> _Data provided_:
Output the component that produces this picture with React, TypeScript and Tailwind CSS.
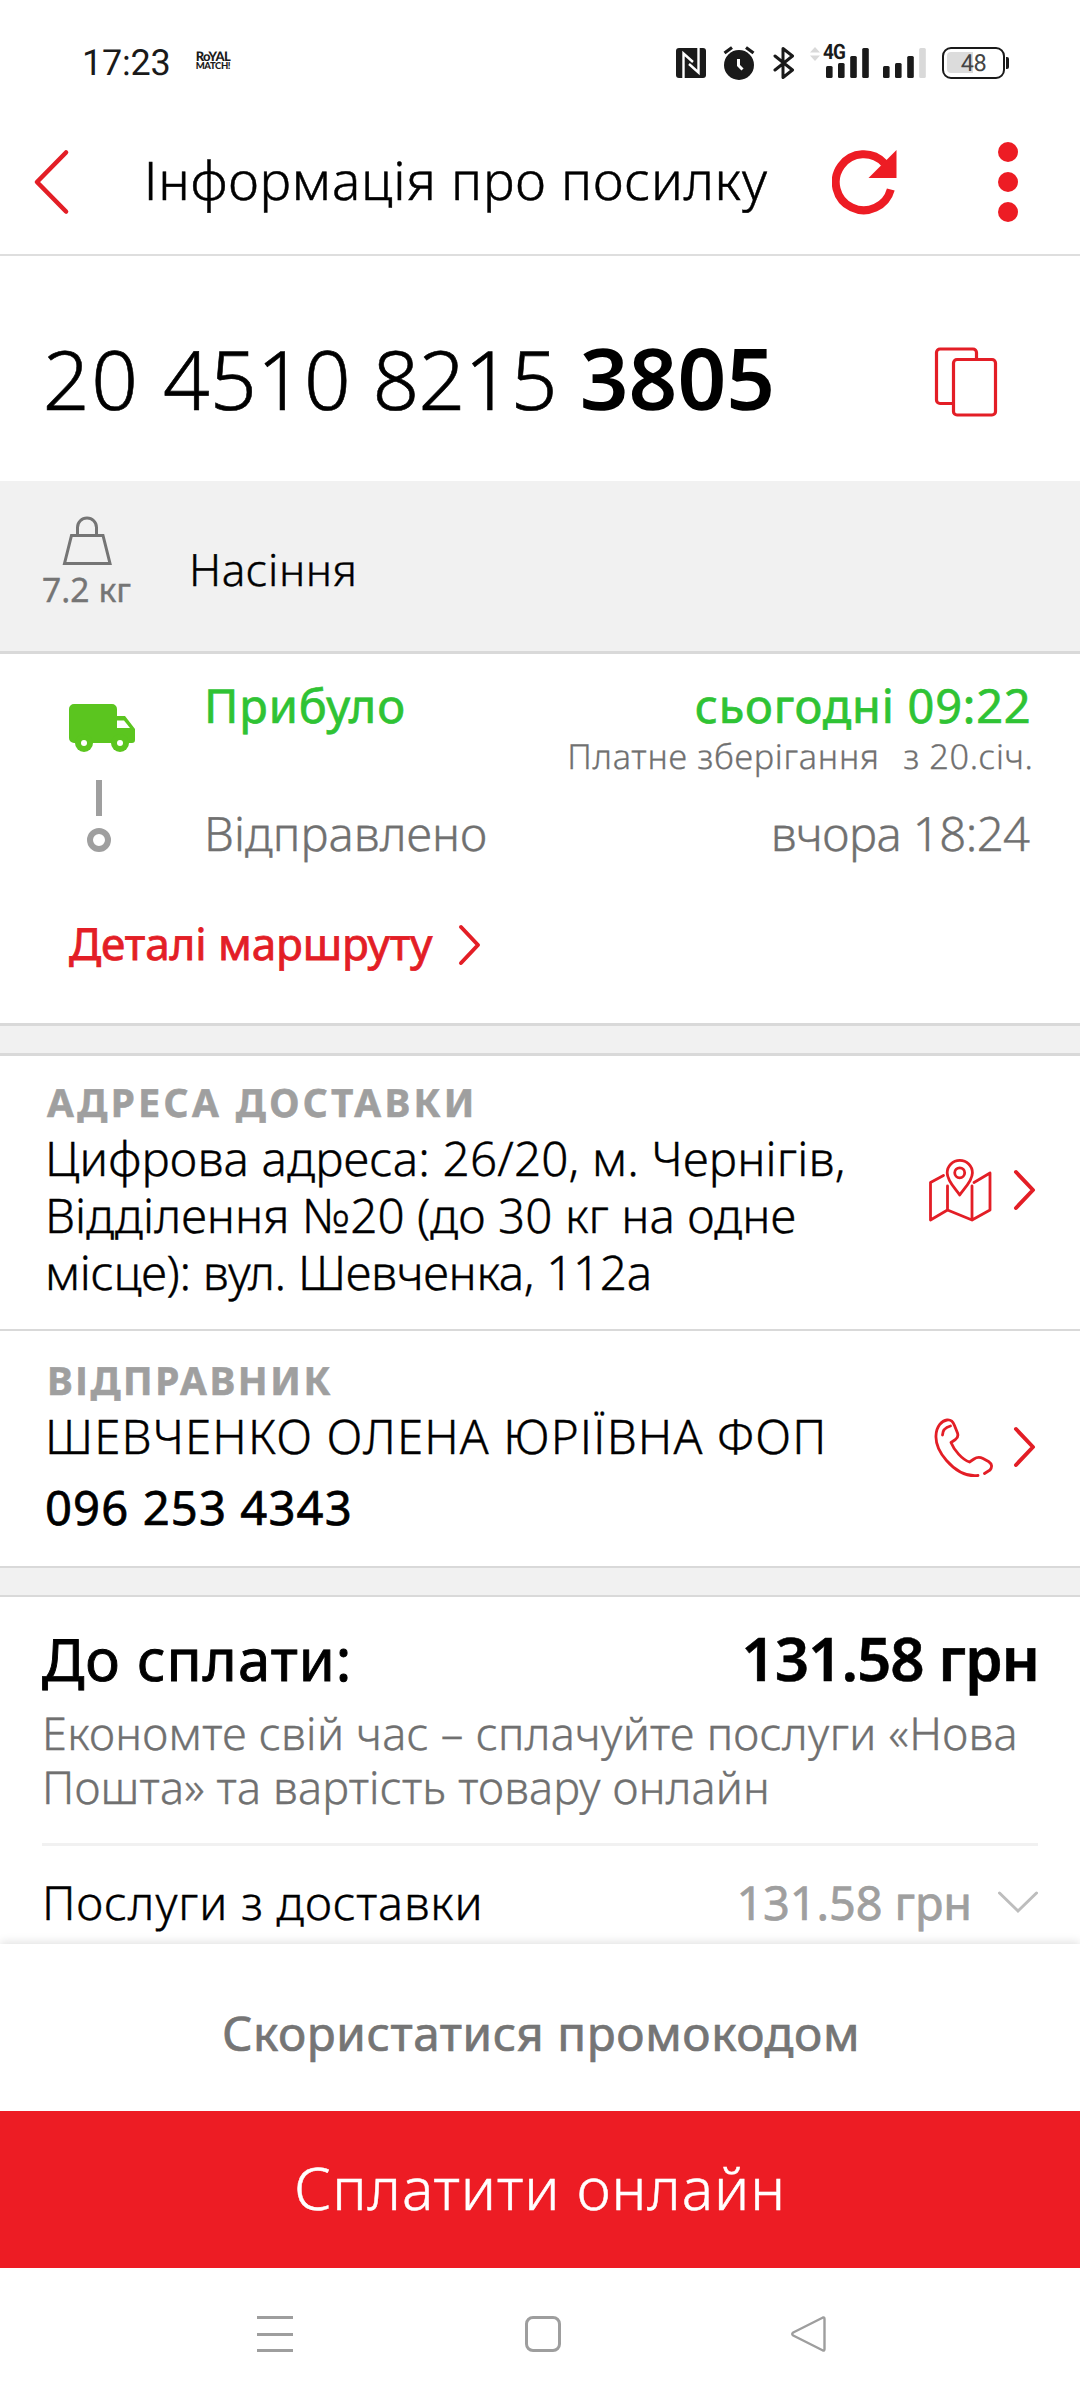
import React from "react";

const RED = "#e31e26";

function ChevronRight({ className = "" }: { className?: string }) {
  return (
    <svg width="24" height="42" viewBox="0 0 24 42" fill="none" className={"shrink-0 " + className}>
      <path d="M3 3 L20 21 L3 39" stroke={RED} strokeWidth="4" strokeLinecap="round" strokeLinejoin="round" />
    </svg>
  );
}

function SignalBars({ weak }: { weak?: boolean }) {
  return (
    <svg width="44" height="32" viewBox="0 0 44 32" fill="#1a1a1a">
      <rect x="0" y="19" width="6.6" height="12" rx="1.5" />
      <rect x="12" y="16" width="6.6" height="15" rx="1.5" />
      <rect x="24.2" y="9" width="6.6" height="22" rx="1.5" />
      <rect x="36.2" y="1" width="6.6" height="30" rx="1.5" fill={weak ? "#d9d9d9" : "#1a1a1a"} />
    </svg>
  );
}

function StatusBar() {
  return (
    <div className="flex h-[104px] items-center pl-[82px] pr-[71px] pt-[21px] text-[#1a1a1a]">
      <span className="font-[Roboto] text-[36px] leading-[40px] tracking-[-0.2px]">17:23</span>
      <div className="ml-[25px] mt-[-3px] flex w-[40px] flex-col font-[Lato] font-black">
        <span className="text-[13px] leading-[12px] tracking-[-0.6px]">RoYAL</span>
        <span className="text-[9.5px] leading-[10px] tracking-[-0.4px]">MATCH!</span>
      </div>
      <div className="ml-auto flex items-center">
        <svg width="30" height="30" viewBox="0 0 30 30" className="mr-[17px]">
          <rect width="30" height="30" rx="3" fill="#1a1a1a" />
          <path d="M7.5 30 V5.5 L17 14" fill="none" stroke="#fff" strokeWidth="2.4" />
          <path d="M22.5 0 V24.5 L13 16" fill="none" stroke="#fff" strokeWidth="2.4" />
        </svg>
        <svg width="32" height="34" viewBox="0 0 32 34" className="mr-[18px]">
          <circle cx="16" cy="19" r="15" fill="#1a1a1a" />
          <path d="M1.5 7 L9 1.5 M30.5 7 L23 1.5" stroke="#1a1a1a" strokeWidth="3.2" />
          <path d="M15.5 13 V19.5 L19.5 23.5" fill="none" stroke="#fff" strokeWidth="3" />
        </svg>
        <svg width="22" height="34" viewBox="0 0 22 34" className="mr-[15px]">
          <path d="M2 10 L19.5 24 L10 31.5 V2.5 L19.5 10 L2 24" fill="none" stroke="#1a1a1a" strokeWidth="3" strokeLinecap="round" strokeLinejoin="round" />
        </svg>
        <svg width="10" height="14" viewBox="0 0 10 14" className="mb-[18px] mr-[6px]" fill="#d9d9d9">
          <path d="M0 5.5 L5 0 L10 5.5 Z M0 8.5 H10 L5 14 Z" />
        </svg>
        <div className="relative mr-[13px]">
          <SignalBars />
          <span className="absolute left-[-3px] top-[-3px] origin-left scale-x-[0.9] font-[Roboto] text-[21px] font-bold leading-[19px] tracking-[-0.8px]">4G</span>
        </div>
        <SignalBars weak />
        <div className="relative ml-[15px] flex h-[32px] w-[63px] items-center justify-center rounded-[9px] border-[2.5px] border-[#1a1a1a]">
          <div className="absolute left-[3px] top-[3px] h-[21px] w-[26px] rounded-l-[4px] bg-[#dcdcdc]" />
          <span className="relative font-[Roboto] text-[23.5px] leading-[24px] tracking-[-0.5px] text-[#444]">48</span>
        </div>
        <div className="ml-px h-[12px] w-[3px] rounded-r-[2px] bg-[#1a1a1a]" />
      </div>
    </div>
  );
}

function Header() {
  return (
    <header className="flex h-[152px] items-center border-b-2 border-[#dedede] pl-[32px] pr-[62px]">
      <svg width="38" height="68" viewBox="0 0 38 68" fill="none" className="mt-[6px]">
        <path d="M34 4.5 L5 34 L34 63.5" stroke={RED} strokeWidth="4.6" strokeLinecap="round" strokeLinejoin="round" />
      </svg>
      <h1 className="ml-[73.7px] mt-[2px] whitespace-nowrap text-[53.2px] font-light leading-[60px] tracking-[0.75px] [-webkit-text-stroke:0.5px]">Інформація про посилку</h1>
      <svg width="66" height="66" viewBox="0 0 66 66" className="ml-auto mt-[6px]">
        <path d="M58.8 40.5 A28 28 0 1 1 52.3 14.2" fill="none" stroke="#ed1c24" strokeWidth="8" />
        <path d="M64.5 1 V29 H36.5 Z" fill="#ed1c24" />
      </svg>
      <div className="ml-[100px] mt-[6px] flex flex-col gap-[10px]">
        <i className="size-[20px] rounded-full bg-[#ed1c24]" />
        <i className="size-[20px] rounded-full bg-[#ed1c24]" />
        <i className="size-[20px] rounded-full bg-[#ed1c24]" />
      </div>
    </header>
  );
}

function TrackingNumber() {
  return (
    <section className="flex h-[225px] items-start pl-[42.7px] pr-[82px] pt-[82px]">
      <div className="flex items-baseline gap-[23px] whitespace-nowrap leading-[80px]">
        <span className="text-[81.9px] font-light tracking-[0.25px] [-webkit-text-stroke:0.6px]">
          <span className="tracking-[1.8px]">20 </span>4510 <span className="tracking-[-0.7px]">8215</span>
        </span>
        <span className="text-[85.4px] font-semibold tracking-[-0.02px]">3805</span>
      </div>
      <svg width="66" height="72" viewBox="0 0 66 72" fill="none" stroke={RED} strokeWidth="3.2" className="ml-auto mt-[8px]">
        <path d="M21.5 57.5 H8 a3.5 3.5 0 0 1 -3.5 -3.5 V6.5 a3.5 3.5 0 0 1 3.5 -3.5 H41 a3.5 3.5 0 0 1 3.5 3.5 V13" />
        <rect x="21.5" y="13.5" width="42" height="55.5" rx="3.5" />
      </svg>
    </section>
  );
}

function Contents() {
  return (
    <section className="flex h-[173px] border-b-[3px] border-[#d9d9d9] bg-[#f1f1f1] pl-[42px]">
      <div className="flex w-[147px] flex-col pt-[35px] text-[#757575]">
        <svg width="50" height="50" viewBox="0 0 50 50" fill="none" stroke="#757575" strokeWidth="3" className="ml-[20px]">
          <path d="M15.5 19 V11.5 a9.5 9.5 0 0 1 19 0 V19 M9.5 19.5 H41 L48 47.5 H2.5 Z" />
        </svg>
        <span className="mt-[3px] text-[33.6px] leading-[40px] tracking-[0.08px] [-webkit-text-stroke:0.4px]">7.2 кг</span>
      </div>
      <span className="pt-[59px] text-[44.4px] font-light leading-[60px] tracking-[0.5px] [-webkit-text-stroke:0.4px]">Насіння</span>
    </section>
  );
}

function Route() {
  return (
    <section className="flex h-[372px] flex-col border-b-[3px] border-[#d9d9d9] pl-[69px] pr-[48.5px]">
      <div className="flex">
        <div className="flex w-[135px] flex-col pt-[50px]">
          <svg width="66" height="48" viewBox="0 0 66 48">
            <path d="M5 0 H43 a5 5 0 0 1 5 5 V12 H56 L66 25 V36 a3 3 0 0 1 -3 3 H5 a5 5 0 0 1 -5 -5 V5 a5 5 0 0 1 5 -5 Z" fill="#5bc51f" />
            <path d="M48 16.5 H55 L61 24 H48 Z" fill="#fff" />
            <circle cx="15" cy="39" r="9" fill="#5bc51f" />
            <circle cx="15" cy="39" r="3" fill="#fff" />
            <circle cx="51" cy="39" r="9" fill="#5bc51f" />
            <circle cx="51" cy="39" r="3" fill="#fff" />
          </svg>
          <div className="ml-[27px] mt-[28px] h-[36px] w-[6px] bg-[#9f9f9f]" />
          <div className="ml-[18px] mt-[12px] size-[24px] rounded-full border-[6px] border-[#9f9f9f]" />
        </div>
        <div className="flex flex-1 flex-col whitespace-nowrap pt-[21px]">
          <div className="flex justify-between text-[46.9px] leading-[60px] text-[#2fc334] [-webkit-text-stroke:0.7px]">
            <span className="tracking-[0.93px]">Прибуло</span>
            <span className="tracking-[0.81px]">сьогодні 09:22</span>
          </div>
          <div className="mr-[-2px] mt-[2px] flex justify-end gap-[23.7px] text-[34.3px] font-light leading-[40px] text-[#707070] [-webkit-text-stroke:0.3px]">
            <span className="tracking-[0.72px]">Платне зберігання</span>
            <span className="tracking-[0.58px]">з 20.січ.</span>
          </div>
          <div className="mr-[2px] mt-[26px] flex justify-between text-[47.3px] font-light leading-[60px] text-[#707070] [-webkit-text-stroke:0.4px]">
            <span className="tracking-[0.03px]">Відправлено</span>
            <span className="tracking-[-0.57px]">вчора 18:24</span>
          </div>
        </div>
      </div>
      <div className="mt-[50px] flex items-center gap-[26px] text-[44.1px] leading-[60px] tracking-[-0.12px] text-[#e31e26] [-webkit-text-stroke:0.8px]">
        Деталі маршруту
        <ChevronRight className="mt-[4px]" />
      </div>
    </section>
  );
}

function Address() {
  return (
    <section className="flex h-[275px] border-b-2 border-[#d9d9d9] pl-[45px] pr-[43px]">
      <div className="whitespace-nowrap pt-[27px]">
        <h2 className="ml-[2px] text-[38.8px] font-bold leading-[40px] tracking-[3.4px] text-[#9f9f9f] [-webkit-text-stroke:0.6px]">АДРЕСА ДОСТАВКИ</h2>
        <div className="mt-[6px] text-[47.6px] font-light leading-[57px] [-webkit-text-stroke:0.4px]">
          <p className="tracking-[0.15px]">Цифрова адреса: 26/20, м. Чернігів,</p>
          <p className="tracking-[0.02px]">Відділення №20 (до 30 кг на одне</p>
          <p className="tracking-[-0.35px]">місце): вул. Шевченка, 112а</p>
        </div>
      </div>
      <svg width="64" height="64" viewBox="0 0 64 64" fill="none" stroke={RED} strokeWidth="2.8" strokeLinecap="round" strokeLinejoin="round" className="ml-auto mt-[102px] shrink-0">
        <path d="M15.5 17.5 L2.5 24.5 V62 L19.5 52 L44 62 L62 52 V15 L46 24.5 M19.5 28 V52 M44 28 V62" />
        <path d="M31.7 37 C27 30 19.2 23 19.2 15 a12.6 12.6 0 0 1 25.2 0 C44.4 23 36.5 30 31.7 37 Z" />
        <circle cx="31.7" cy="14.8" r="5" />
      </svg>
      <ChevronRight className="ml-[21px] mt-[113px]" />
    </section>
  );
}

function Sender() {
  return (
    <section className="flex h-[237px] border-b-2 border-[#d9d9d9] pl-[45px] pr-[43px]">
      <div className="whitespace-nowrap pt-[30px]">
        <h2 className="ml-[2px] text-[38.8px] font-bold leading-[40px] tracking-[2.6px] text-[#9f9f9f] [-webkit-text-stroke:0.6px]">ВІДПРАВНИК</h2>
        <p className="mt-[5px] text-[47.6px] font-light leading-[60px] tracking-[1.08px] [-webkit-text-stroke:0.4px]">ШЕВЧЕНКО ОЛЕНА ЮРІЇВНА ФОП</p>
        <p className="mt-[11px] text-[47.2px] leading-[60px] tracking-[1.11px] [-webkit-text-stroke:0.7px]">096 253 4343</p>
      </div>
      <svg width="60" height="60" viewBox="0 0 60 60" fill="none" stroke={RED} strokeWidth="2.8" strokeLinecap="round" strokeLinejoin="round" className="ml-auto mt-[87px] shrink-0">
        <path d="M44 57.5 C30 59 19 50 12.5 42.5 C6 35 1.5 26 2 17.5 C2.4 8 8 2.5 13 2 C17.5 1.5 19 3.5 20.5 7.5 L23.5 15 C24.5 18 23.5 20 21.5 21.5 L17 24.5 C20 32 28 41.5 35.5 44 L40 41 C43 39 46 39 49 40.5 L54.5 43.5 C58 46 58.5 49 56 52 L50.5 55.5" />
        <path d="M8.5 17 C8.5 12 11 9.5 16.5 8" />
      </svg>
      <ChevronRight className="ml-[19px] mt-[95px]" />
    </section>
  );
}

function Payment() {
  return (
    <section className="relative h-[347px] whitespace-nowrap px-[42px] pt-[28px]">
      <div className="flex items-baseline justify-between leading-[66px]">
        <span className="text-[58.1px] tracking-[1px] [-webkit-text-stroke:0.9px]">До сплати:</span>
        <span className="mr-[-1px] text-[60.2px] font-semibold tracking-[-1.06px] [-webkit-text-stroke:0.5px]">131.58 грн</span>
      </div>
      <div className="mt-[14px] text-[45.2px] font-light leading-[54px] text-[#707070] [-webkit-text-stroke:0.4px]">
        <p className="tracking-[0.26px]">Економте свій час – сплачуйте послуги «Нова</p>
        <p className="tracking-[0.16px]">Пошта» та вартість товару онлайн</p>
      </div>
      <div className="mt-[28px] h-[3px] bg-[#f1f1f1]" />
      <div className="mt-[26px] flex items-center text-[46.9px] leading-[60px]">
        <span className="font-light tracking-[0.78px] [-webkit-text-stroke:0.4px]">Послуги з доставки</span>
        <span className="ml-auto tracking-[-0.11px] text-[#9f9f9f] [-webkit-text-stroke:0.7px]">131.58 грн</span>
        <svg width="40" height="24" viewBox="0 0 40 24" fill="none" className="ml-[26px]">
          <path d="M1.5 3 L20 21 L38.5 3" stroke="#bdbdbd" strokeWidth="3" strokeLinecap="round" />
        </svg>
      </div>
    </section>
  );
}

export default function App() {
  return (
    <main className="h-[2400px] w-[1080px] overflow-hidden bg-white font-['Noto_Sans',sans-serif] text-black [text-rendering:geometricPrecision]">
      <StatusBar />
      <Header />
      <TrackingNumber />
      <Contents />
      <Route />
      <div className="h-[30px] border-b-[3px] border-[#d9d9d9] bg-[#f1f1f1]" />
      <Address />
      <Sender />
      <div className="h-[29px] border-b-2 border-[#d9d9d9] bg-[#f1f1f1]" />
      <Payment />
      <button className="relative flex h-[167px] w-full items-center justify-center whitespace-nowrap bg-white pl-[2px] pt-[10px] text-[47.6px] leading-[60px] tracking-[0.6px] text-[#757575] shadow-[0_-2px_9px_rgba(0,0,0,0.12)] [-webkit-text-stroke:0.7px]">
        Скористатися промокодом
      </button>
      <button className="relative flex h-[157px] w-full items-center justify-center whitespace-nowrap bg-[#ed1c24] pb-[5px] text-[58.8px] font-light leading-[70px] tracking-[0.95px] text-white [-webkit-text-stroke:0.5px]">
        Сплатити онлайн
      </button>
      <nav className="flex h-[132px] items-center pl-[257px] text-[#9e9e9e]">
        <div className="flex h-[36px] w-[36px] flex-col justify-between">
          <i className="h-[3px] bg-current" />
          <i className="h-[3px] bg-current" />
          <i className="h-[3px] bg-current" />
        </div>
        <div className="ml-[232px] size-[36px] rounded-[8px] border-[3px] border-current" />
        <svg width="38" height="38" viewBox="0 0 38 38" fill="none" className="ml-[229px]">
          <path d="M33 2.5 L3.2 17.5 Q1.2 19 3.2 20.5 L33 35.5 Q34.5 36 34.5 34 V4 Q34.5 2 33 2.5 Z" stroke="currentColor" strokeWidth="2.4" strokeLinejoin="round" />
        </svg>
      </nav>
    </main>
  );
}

> _Instructions to follow_:
Check each line above for the word "React" and copy the ones that have it.

> _Completed exercise_:
Output the component that produces this picture with React, TypeScript and Tailwind CSS.
import React from "react";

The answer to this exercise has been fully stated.